Баба Лиза в молодости работала в типографии. Много лет отдала журналистике — была репортером судебной хроники. Собрала великолепную библиотеку русской книги.

Волчанова рассказывала и все заметнее волновалась: Елизавета Ивановна очень близкий, дорогой для нее человек. Мне это было уже известно. И прежде всего от Александры Николаевны Коваленко, заведующей мемориальным сектором музея Лермонтова в Пятигорске, с которой я состоял в постоянном общении. Александра Николаевна прислала мне адрес Волчановой, по которому я Марию и нашел.

— Баба Лиза руководила музеем с 1937 года. Она, можно сказать, первой поставила работу на широкую научную и общественную основу. Сохранилась переписка со многими видными учеными — с профессором Эйхенбаумом, Андрониковым, Бродским, композитором Асафьевым, профессором Мануйловым. Одно время Виктор Андроникович Мануйлов жил в Пятигорске — готовил экскурсоводов для музея. Были у Елизаветы Ивановны письма от Бонч-Бруевича! Ее подруга Маргарита Федоровна Николева, старая политкаторжанка — на каторге была вместе с Дзержинским, — тоже немало сил отдала музею. Это уже из времен оккупации Пятигорска. Трудилась в музее и Евгения Акимовна Шан-Гирей, дочь Акима Шан-Гирея — троюродного брата Лермонтова. Сохранила и передала музею стол, принадлежавший поэту, и кресло. Старший научный сотрудник Сергей Иванович Недумов отличался своими архивными розысками, очень помог музею. Его с любовью прозвали «архивным сердцем». Летом 1938 года в домике побывал Алексей Толстой. Я вам все это говорю, чтобы вы поняли круг общения Елизаветы Ивановны.

Я кивнул.

— Жили баба Лиза, Евгения Акимовна Шан-Гирей и позже Николева — в доме Верзилиных. Евгения Акимовна часто рассказывала со слов своей матери, Эмилии Александровны Шан-Гирей, падчерицы генерала Верзилина, каким этот дом был во времена Лермонтова: стены и потолок — обиты палевым ситцем. Тем же ситцем обиты и узенькие длинные диваны. Висела люстра с восковыми свечами. Посредине — большой круглый стол, за которым все собирались. Часто сидел и Лермонтов.

— Водяное общество.

— Да. Кажется, так их называли.

— И в этом же доме, с этим большим круглым столом и люстрой с восковыми свечами, началась ссора Мартынова с Лермонтовым.

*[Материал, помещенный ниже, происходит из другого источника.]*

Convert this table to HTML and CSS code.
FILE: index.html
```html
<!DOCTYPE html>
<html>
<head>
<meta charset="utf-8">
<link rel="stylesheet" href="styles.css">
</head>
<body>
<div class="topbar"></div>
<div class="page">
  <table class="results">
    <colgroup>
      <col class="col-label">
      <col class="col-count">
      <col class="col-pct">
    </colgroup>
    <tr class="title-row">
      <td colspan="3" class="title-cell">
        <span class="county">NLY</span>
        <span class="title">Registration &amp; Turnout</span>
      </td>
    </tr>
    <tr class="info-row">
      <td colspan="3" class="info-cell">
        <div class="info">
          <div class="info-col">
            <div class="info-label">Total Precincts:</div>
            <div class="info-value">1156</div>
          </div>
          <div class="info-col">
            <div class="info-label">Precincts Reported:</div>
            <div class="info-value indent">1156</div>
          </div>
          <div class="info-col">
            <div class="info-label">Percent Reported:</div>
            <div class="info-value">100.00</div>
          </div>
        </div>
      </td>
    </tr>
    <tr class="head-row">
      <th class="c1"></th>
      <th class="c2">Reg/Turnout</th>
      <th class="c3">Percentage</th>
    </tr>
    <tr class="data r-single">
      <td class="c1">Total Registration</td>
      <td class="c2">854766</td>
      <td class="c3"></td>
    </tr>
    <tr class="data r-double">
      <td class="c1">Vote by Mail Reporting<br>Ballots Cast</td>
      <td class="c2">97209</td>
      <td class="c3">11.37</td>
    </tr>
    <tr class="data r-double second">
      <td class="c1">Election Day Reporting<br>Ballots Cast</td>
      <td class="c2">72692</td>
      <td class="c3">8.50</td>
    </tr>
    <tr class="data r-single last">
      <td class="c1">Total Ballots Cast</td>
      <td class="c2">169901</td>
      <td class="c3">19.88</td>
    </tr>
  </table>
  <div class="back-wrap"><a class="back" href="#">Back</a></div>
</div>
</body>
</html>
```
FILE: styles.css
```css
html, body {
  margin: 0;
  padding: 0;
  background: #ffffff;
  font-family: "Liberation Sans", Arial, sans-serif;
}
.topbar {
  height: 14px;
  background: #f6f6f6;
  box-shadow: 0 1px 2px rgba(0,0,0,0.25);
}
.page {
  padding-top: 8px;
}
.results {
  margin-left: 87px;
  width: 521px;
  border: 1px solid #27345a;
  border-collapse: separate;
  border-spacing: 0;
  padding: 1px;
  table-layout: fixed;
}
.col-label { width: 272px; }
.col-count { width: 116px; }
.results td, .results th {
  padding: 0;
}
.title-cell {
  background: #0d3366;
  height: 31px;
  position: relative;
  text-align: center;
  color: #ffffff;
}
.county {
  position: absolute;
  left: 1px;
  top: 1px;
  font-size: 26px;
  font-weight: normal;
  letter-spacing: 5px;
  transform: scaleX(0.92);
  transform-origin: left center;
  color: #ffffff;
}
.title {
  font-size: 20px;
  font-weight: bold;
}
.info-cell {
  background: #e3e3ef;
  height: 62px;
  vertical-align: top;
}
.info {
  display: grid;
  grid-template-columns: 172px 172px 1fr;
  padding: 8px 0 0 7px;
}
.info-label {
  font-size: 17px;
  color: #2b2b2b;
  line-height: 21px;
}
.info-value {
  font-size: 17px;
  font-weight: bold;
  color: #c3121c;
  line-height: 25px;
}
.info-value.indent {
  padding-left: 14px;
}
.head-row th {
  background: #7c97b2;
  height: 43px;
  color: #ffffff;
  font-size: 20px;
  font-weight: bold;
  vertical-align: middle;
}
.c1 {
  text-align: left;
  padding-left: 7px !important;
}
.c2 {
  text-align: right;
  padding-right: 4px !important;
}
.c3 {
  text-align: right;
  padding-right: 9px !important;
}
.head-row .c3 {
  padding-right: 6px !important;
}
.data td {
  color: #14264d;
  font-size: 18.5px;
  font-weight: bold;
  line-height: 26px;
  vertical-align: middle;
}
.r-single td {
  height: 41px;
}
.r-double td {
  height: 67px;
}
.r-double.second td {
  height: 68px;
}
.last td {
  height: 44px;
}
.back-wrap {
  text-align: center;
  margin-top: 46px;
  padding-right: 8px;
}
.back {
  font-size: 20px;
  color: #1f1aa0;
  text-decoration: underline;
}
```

— Да. Евгения Акимовна рассказывала со слов своей матери. Еще Евгения Акимовна всегда носила большую красивую камею. Перешла по наследству. Возможно, камея была на Эмилии Александровне в день ссоры. Камея теперь в музее.

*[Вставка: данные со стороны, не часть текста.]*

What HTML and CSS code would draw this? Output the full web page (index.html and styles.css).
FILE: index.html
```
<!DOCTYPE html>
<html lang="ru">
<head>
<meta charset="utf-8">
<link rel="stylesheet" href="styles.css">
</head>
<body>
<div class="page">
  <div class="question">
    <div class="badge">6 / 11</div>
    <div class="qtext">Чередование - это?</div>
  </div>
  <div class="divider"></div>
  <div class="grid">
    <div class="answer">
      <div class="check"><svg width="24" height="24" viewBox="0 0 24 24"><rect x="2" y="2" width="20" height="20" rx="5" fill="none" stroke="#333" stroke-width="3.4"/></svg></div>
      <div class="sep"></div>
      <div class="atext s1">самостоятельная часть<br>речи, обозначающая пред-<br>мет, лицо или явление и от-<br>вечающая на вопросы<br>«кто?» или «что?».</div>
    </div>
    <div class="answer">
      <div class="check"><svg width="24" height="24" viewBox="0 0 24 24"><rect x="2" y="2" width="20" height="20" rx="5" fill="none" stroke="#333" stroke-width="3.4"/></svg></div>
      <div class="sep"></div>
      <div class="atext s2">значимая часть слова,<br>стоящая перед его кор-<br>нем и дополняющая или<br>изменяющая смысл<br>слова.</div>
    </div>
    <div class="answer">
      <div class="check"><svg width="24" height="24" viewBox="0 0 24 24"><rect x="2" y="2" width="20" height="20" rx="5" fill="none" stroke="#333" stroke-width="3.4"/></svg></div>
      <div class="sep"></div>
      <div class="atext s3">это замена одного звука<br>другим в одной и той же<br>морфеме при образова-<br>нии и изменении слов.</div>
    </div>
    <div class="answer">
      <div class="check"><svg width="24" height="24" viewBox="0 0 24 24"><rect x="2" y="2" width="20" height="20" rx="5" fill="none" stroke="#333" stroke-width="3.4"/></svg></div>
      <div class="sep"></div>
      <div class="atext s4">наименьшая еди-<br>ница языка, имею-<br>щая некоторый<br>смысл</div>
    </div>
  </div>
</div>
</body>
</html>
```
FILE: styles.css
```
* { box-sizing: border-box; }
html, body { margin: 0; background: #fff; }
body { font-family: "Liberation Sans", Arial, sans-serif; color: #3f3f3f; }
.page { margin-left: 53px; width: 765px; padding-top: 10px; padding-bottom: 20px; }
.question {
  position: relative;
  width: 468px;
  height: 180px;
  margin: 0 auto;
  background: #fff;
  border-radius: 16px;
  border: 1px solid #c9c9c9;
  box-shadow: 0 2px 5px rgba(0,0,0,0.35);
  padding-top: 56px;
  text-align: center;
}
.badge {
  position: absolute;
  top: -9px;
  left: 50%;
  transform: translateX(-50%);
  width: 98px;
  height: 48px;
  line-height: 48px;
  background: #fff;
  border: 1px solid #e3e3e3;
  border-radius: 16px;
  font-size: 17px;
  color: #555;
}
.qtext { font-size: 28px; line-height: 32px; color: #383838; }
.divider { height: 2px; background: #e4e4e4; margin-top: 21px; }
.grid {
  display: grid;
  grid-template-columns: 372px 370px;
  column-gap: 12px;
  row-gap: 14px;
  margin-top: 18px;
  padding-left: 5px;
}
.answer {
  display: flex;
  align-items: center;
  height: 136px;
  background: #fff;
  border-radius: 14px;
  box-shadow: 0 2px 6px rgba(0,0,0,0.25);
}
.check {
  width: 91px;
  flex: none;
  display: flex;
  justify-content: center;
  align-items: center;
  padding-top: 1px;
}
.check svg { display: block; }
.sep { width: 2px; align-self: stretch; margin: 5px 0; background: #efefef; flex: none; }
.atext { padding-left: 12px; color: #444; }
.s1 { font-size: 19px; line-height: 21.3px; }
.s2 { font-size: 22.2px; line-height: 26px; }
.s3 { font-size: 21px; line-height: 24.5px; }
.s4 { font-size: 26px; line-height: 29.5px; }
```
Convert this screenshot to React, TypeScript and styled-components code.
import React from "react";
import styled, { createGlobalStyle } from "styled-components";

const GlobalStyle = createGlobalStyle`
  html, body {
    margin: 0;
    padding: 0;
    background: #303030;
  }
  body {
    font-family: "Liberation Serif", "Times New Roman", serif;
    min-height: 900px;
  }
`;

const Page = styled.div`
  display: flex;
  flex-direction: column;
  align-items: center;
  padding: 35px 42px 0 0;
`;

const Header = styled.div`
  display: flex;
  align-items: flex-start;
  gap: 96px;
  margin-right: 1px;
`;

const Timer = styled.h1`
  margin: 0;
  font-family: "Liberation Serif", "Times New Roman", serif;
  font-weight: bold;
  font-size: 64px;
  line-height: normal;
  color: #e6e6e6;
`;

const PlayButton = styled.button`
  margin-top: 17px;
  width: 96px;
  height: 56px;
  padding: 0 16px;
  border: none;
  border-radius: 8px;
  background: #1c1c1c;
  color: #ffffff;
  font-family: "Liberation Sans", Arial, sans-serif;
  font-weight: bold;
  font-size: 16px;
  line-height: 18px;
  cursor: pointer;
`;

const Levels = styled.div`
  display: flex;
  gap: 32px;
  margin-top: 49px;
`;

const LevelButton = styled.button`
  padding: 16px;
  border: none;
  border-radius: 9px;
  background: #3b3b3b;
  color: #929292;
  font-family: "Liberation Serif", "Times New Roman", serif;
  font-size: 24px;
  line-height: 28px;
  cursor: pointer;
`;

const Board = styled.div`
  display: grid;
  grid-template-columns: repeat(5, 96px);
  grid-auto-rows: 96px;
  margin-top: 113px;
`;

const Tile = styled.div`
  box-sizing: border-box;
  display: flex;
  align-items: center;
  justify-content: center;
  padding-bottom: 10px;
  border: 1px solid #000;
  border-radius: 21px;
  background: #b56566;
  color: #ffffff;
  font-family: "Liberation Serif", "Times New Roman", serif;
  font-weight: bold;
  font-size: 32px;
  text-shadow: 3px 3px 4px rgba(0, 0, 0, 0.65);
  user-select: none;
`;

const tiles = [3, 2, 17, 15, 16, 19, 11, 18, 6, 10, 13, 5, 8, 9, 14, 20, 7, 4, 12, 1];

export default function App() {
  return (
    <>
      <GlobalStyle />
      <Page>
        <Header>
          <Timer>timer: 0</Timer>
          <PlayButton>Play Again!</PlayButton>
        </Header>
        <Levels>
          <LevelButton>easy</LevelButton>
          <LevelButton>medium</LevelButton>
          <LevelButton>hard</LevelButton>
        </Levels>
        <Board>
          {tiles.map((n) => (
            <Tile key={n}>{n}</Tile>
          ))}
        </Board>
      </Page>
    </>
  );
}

— Если бы камея могла заговорить… Она — очевидец.

— Может быть, когда-нибудь заговорит, почти серьезно ответила Волчанова. — Да, — вдруг спохватилась она. Едва не забыла вам рассказать: в домике в 1945 году побывала Клементина Черчилль. Она возглавляла тогда Британский фонд помощи России. Прочитать, что написала в книге для посетителей?

— Конечно.

Написала, что Домик произвел на нее незабываемое впечатление, которое она увезет с собой на родину. А ее секретарь госпожа Джонсон что она счастлива, что побывала в доме одного из самых знаменитых сынов России.

— Кажется, это есть в книге у Елизаветы Ивановны «Последний приют поэта».

— Есть.

Мария Николаевна называет Елизавету Ивановну «бабой Лизой» с детства, хотя они не родственники, она дочь ближайших друзей Яковкиной и ее душеприказчица. Жизнь Волчановой была неразрывно связана с Елизаветой Ивановной: у Яковкиной умерли два сына. Погиб и единственный любимый внук Володя, талантливый радиоинженер, работник центра связи с первыми космическими кораблями. Был знаком с Королевым, Гагариным, Титовым. Погиб в автомобильной катастрофе.